When we finally saw the fish we realized he was definitely 6 feet. Ben was able to get the hook out shockingly easy with the pliers and with the blink of an eye the monster was back down to the depths, probably recovering from what for him was just another unlucky brush with some eager fishermen, but for me was by far the highlight of my summer.

The adrenaline I felt and intense focus during the fight—despite my aching back, sore left forearm, and painfully tight right bicep—was addicting. There really is nothing else like a long fight against a formidable cold blooded creature and the unyielding respect that grows stronger from hedging your bets against the ocean’s inhabitants.

Summer Reflection

This summer cemented for me the feeling, which I am continuously reminded of as I dip my toes into the world of fishing: the more you learn the more you realize how much there is to learn.

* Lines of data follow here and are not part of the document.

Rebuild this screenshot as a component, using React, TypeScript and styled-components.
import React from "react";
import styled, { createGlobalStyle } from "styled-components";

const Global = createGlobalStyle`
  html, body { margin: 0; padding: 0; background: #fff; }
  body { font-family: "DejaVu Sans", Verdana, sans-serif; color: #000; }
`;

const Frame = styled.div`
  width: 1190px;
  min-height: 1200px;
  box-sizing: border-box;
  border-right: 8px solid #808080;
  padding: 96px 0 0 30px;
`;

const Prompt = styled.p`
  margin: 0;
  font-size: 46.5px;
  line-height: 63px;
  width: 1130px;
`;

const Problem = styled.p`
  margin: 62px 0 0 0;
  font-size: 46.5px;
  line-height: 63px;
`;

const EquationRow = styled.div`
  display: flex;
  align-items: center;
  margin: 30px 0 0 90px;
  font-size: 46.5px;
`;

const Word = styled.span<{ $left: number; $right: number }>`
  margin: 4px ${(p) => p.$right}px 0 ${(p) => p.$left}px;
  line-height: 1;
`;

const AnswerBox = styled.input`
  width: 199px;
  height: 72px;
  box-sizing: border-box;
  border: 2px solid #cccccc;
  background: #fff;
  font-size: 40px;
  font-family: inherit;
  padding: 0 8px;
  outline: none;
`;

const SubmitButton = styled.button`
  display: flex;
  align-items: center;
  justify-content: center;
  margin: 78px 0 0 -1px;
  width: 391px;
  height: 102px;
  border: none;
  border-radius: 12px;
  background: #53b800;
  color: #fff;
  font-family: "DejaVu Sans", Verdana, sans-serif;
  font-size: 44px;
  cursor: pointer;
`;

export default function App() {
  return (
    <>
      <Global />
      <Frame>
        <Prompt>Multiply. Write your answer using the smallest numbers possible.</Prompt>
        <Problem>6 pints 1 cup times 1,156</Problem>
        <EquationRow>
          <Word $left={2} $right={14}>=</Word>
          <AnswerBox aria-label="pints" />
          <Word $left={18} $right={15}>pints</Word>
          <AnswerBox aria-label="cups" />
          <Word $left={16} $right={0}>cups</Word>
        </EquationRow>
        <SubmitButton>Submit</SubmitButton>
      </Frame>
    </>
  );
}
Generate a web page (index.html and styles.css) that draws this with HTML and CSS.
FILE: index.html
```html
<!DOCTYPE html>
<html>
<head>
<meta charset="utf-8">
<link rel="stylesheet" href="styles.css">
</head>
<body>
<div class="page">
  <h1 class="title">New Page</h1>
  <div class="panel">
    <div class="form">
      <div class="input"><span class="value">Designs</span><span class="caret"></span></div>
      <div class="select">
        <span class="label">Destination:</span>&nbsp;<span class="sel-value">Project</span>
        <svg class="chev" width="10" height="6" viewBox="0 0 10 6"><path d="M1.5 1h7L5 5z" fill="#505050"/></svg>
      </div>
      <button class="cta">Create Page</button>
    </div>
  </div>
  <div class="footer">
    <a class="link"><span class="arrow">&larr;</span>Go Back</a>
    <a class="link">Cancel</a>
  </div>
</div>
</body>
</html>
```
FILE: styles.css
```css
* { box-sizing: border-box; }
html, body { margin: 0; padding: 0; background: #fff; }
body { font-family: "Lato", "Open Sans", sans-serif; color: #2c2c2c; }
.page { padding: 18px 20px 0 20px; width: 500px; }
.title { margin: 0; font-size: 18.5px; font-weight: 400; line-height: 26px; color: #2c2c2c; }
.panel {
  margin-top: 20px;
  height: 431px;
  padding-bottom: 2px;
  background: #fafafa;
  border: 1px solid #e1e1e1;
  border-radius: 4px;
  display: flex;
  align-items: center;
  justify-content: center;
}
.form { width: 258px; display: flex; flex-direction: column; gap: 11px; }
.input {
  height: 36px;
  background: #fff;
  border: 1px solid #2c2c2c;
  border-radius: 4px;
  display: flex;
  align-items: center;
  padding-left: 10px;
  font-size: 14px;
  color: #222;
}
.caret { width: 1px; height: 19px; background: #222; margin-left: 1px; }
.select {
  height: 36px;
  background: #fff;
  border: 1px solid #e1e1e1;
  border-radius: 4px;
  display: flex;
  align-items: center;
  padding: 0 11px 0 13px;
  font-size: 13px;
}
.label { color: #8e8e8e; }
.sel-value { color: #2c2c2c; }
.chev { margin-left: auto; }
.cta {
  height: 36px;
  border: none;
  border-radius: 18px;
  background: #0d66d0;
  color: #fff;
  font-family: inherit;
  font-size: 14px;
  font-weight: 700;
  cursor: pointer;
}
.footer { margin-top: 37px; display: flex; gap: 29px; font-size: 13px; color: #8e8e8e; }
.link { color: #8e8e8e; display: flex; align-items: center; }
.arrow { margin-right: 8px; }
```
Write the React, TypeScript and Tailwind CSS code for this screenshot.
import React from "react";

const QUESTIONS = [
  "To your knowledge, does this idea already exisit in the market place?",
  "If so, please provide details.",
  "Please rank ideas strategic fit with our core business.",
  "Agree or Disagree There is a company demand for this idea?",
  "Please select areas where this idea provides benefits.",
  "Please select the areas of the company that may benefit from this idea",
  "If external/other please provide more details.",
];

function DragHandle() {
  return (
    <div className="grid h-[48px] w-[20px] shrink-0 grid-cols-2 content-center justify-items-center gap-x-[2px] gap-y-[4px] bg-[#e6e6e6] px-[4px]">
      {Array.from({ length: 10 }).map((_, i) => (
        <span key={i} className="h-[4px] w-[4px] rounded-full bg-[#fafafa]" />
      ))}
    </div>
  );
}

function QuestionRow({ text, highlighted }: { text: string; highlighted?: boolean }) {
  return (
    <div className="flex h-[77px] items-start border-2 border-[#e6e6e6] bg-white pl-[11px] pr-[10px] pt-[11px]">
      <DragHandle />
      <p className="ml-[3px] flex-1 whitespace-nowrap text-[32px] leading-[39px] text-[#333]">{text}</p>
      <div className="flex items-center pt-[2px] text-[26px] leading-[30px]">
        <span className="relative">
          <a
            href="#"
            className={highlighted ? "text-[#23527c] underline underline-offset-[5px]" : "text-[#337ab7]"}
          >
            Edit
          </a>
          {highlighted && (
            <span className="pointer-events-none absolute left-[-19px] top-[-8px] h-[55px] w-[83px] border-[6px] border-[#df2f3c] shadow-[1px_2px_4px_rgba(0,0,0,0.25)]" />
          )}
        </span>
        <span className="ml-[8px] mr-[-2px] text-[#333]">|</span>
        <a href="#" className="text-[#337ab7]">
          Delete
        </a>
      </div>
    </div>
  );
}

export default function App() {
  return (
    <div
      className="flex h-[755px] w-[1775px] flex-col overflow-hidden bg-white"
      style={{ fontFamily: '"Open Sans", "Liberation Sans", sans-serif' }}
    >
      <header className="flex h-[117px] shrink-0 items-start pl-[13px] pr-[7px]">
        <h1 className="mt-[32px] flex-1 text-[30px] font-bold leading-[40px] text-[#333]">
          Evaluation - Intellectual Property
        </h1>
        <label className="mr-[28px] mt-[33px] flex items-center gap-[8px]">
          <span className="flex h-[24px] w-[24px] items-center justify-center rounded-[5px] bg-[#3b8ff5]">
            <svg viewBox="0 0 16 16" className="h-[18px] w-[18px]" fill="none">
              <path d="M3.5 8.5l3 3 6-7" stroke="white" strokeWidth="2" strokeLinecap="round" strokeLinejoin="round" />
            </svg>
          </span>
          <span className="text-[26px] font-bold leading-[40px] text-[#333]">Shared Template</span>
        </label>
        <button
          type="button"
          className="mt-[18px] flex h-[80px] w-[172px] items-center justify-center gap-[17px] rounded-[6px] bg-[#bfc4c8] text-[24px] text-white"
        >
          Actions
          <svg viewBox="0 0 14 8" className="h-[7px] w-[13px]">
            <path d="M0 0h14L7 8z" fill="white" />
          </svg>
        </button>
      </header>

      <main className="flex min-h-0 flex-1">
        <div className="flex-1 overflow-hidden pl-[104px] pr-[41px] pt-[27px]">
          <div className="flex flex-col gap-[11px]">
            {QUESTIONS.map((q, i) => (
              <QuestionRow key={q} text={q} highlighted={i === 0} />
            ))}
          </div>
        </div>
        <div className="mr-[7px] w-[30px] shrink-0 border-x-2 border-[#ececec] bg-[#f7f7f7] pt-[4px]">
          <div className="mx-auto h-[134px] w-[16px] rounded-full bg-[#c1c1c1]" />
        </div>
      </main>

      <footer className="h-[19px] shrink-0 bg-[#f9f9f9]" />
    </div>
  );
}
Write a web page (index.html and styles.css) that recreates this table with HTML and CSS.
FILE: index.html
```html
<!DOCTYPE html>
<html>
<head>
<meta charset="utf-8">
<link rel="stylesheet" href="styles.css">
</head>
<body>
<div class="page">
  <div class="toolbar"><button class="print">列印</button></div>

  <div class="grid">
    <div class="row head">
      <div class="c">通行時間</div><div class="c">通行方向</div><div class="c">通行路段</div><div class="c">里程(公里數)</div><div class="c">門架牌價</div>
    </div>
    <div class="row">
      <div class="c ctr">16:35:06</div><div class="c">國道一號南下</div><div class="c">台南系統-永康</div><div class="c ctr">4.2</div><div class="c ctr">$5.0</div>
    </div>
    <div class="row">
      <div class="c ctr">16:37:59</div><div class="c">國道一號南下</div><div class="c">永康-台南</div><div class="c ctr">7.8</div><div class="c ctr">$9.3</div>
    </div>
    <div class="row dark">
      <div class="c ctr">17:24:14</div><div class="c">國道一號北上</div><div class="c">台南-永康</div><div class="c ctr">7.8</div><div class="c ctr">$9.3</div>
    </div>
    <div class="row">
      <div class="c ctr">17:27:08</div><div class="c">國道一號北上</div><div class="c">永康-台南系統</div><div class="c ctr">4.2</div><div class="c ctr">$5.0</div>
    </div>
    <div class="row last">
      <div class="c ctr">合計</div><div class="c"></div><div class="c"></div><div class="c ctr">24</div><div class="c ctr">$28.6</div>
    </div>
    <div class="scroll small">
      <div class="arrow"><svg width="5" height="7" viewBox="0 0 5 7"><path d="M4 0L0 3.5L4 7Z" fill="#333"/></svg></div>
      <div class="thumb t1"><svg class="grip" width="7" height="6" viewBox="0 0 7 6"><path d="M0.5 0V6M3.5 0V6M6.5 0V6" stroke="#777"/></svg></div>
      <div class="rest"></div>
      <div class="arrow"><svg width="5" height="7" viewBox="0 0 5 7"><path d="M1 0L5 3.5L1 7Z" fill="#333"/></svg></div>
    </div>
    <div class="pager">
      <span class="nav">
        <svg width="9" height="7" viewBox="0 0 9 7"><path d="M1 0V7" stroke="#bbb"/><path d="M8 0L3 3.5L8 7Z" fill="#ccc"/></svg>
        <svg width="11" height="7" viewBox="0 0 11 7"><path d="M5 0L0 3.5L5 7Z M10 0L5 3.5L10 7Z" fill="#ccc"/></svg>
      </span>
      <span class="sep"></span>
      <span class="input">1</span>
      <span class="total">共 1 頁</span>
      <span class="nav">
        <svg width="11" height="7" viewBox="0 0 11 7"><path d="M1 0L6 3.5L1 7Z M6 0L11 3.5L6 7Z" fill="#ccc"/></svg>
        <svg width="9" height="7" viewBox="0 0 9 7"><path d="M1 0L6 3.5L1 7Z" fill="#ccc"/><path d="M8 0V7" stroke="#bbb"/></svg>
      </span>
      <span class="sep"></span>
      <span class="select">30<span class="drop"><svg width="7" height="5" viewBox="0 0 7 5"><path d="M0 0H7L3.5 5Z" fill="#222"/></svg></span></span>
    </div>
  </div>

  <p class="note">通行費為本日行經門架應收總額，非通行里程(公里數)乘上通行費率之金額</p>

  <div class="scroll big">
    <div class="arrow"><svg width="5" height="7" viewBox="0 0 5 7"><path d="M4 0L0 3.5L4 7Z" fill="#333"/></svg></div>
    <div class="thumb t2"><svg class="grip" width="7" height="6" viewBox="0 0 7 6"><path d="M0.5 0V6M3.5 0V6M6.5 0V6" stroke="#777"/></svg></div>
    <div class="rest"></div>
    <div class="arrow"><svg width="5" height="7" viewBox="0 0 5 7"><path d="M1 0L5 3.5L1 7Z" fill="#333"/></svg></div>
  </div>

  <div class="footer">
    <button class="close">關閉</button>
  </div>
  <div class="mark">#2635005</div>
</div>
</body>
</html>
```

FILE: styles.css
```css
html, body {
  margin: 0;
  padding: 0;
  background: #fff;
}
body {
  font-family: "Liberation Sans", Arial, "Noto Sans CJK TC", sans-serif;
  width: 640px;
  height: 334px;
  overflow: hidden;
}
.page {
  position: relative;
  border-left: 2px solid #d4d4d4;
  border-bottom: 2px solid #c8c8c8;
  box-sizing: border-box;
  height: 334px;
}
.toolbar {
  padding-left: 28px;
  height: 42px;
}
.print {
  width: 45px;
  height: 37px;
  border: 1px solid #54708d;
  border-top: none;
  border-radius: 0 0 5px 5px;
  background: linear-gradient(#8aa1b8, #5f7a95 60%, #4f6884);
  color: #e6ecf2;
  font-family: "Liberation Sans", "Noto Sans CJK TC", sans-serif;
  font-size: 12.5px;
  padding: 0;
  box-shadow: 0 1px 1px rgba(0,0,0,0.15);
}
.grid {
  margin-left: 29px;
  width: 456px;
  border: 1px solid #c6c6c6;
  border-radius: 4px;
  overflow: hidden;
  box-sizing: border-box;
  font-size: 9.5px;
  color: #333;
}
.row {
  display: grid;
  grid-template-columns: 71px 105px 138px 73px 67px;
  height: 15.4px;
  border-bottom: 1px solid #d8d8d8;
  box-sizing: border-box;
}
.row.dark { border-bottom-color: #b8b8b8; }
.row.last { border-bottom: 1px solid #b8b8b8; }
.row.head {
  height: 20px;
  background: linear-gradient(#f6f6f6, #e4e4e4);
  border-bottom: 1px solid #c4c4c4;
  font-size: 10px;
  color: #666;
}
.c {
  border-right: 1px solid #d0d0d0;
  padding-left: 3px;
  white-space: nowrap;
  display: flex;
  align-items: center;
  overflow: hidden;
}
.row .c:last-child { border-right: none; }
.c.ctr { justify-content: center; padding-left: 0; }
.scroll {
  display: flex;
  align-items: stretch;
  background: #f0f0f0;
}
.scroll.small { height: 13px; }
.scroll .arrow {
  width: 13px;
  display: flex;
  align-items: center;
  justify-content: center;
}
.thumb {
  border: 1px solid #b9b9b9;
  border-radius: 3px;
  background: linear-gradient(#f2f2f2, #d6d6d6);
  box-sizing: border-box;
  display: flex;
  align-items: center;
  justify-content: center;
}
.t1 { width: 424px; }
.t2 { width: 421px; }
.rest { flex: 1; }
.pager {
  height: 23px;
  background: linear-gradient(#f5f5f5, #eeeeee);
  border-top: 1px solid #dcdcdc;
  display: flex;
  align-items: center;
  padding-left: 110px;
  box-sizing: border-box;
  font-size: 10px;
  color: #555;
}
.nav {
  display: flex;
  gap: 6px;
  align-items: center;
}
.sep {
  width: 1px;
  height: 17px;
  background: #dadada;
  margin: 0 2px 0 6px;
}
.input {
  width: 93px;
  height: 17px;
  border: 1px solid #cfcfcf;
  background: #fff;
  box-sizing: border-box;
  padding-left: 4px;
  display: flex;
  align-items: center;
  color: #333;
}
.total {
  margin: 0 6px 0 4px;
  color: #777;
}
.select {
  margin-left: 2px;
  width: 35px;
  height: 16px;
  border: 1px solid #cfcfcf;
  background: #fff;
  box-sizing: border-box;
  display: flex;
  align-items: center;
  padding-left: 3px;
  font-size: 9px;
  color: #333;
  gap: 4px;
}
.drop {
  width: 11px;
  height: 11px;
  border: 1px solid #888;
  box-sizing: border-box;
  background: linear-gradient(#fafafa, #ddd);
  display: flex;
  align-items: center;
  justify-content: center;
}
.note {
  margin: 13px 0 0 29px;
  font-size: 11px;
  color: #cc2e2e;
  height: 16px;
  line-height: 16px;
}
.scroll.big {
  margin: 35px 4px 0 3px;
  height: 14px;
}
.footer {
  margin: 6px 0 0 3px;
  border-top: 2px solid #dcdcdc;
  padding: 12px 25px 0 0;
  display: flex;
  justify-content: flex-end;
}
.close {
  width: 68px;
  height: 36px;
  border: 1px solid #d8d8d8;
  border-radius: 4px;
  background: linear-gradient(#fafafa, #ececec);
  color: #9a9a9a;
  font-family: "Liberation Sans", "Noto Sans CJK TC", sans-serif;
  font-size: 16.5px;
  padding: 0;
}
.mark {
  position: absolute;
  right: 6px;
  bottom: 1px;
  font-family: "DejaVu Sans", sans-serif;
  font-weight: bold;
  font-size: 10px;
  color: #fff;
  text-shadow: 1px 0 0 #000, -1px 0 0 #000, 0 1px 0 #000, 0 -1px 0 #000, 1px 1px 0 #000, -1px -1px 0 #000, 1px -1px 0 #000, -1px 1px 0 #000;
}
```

Every experienced fishermen you meet fills a niche and each is bursting with wise words, unbelievable tales of their biggest tails, and a gruff yet welcoming response to newcomers.

I am so grateful to all those that have been so kind and caring in introducing me to this sport that I am falling deeper and deeper in love with. It is always exciting the serendipity that embodies my fishing experiences so far, and the amazing people that I have met and will continue to meet.

As I pack up for College, I am excited to put my saltwater rod on the back burner and get back into the cold freshwater of Maine.

Where will my next fishing adventures lead me? Who knows. But for know I’ll continue day dreaming about curved rods, tight lines, and whizzing reels.